** Start **

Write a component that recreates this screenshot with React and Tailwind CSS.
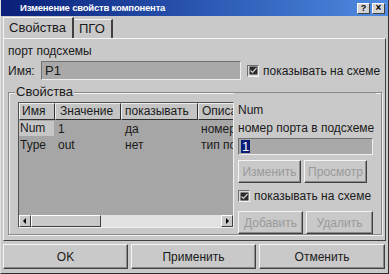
import React from "react";

const font = { fontFamily: '"Liberation Sans", Arial, sans-serif' };

function Btn({ children, className = "", disabled }) {
  return (
    <div
      className={
        "flex items-center justify-center whitespace-nowrap border border-t-[#f4f4f4] border-l-[#f4f4f4] border-r-[#404040] border-b-[#404040] shadow-[inset_-1px_-1px_0_#8a8a8a] " +
        (disabled ? "text-[#9a9a9a] " : "text-[#1a1a1a] ") +
        className
      }
    >
      {children}
    </div>
  );
}

function Check() {
  return (
    <div className="w-[12px] h-[12px] shrink-0 border border-t-[#707070] border-l-[#707070] border-r-[#f0f0f0] border-b-[#f0f0f0] bg-[#d8d8d8] flex items-center justify-center">
      <svg width="9" height="9" viewBox="0 0 9 9">
        <rect x="0.5" y="0.5" width="8" height="8" fill="#2a2a2a" />
        <path d="M1.5 4.5 L3.5 6.5 L7.5 2" stroke="#d0d0d0" strokeWidth="1.2" fill="none" />
      </svg>
    </div>
  );
}

const hdr =
  "shrink-0 overflow-hidden whitespace-nowrap border border-t-[#eeeeee] border-l-[#eeeeee] border-r-[#303030] border-b-[#303030] bg-[#c4c4c4] leading-[15px]";

export default function App() {
  return (
    <div
      className="w-[389px] h-[274px] bg-[#c9c9c9] border border-t-0 border-l-[#e0e0e0] border-r-[#303030] border-b-[#303030] flex flex-col overflow-hidden text-[12px] text-[#1a1a1a]"
      style={font}
    >
      {/* title bar */}
      <div className="h-[16px] shrink-0 bg-gradient-to-r from-[#0a1e78] via-[#2a55b0] to-[#4f8be0] flex items-center justify-between pl-[19px] pr-[3px]">
        <span className="text-white font-bold text-[9.5px] tracking-[-0.2px] leading-none whitespace-nowrap">
          Изменение свойств компонента
        </span>
        <div className="flex gap-[2px]">
          <div className="w-[13px] h-[11px] bg-[#d4d4d4] border border-t-white border-l-white border-r-[#404040] border-b-[#404040] flex items-center justify-center text-[9px] font-bold leading-none text-black">
            ?
          </div>
          <div className="w-[13px] h-[11px] bg-[#d4d4d4] border border-t-white border-l-white border-r-[#404040] border-b-[#404040] flex items-center justify-center text-[10px] font-bold leading-none text-black">
            ×
          </div>
        </div>
      </div>

      {/* tabs */}
      <div className="flex items-end h-[21px] shrink-0 pl-[2px] mt-[1px]">
        <div className="h-[21px] w-[71px] border-t border-l border-t-[#f4f4f4] border-l-[#f4f4f4] border-r-2 border-r-[#404040] flex items-center pl-[5px] text-[13px] bg-[#c9c9c9]">
          Свойства
        </div>
        <div className="h-[19px] w-[39px] border-t border-t-[#f4f4f4] border-r-2 border-r-[#404040] flex items-center pl-[5px] text-[13px]">
          ПГО
        </div>
      </div>

      {/* panel */}
      <div className="mx-[2px] h-[203px] shrink-0 border border-t-[#f4f4f4] border-l-[#f4f4f4] border-r-[#404040] border-b-[#404040] flex flex-col px-[4px]">
        <div className="mt-[4px] h-[16px] leading-[16px]">порт подсхемы</div>
        <div className="mt-[2px] flex items-center h-[19px]">
          <span className="w-[33px]">Имя:</span>
          <div className="w-[200px] h-[19px] bg-[#a9a9a9] border border-t-[#707070] border-l-[#707070] border-r-[#eeeeee] border-b-[#eeeeee] pl-[3px] leading-[17px] text-[13px]">
            P1
          </div>
          <div className="ml-[6px]">
            <Check />
          </div>
          <span className="ml-[4px] whitespace-nowrap">показывать на схеме</span>
        </div>

        {/* group box */}
        <div className="mt-[12px] relative h-[143px] w-[374px] border border-[#8a8a8a] shadow-[1px_1px_0_#f0f0f0,inset_1px_1px_0_#f0f0f0] flex">
          <span className="absolute -top-[9px] left-[6px] bg-[#c9c9c9] px-[1px] text-[13px] leading-[16px]">
            Свойства
          </span>
          {/* list */}
          <div className="mt-[9px] ml-[9px] w-[216px] h-[126px] shrink-0 border border-t-[#505050] border-l-[#505050] border-r-[#f0f0f0] border-b-[#f0f0f0] bg-[#a6a6a6] flex flex-col overflow-hidden">
            <div className="flex h-[17px] shrink-0">
              <div className={hdr + " w-[36px] pl-[2px]"}>Имя</div>
              <div className={hdr + " w-[66px] pl-[4px]"}>Значение</div>
              <div className={hdr + " w-[77px] pl-[3px]"}>показывать</div>
              <div className={hdr + " w-[35px] pl-[3px] border-r-0"}>Описа</div>
            </div>
            <div className="flex h-[17px] items-center whitespace-nowrap">
              <div className="w-[35px] shrink-0 h-[15px] bg-[#c6c6c6] leading-[15px] pl-[1px]">Num</div>
              <div className="w-[67px] shrink-0 pl-[4px]">1</div>
              <div className="w-[77px] shrink-0 pl-[4px]">да</div>
              <div className="w-[35px] shrink-0 overflow-hidden pl-[3px]">номер</div>
            </div>
            <div className="flex h-[16px] items-center whitespace-nowrap">
              <div className="w-[35px] shrink-0 pl-[1px]">Type</div>
              <div className="w-[67px] shrink-0 pl-[4px]">out</div>
              <div className="w-[77px] shrink-0 pl-[4px]">нет</div>
              <div className="w-[35px] shrink-0 overflow-hidden pl-[3px]">тип по</div>
            </div>
            <div className="flex-1" />
            {/* scrollbar */}
            <div className="h-[12px] flex bg-[#e2e2e2] shrink-0">
              <div className="w-[12px] h-[12px] bg-[#c9c9c9] border border-t-white border-l-white border-r-[#404040] border-b-[#404040] flex items-center justify-center">
                <svg width="4" height="6" viewBox="0 0 4 6"><path d="M3 0 L0 3 L3 6Z" fill="#000" /></svg>
              </div>
              <div className="w-[70px] h-[12px] bg-[#c9c9c9] border border-t-white border-l-white border-r-[#404040] border-b-[#404040]" />
              <div className="flex-1" />
              <div className="w-[12px] h-[12px] bg-[#c9c9c9] border border-t-white border-l-white border-r-[#404040] border-b-[#404040] flex items-center justify-center">
                <svg width="4" height="6" viewBox="0 0 4 6"><path d="M1 0 L4 3 L1 6Z" fill="#000" /></svg>
              </div>
            </div>
          </div>

          {/* right side */}
          <div className="flex flex-col pl-[4px] w-[142px] bg-[#c9c9c9]">
            <div className="mt-[9px] leading-[16px]">Num</div>
            <div className="leading-[16px] mt-[2px] whitespace-nowrap">номер порта в подсхеме</div>
            <div className="mt-[2px] w-[135px] h-[18px] bg-[#a9a9a9] border border-t-[#707070] border-l-[#707070] border-r-[#eeeeee] border-b-[#eeeeee] flex items-center pl-[2px]">
              <span className="bg-[#0a1e78] text-white leading-[13px] text-[13px] px-[1px]">1</span>
            </div>
            <div className="mt-[5px] flex gap-[3px]">
              <Btn disabled className="w-[63px] h-[23px]">Изменить</Btn>
              <Btn disabled className="w-[63px] h-[23px]">Просмотр</Btn>
            </div>
            <div className="mt-[5px] flex items-center h-[16px]">
              <Check />
              <span className="ml-[4px] whitespace-nowrap">показывать на схеме</span>
            </div>
            <div className="mt-[7px] flex gap-[3px]">
              <Btn disabled className="w-[65px] h-[23px]">Добавить</Btn>
              <Btn disabled className="w-[67px] h-[23px]">Удалить</Btn>
            </div>
          </div>
        </div>
      </div>

      {/* bottom buttons */}
      <div className="mt-[3px] px-[2px] flex gap-[3px]">
        <Btn className="w-[125px] h-[25px]">OK</Btn>
        <Btn className="w-[125px] h-[25px]">Применить</Btn>
        <Btn className="w-[126px] h-[25px]">Отменить</Btn>
      </div>
    </div>
  );
}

** End **

Work to be completed:
From the first line above through the line containing "overflow-hidden whitespace-nowrap border", copy everything exactly, without the pictures.

In response:
Write a component that recreates this screenshot with React and Tailwind CSS.
import React from "react";

const font = { fontFamily: '"Liberation Sans", Arial, sans-serif' };

function Btn({ children, className = "", disabled }) {
  return (
    <div
      className={
        "flex items-center justify-center whitespace-nowrap border border-t-[#f4f4f4] border-l-[#f4f4f4] border-r-[#404040] border-b-[#404040] shadow-[inset_-1px_-1px_0_#8a8a8a] " +
        (disabled ? "text-[#9a9a9a] " : "text-[#1a1a1a] ") +
        className
      }
    >
      {children}
    </div>
  );
}

function Check() {
  return (
    <div className="w-[12px] h-[12px] shrink-0 border border-t-[#707070] border-l-[#707070] border-r-[#f0f0f0] border-b-[#f0f0f0] bg-[#d8d8d8] flex items-center justify-center">
      <svg width="9" height="9" viewBox="0 0 9 9">
        <rect x="0.5" y="0.5" width="8" height="8" fill="#2a2a2a" />
        <path d="M1.5 4.5 L3.5 6.5 L7.5 2" stroke="#d0d0d0" strokeWidth="1.2" fill="none" />
      </svg>
    </div>
  );
}

const hdr =
  "shrink-0 overflow-hidden whitespace-nowrap border border-t-[#eeeeee] border-l-[#eeeeee] border-r-[#303030] border-b-[#303030] bg-[#c4c4c4] leading-[15px]";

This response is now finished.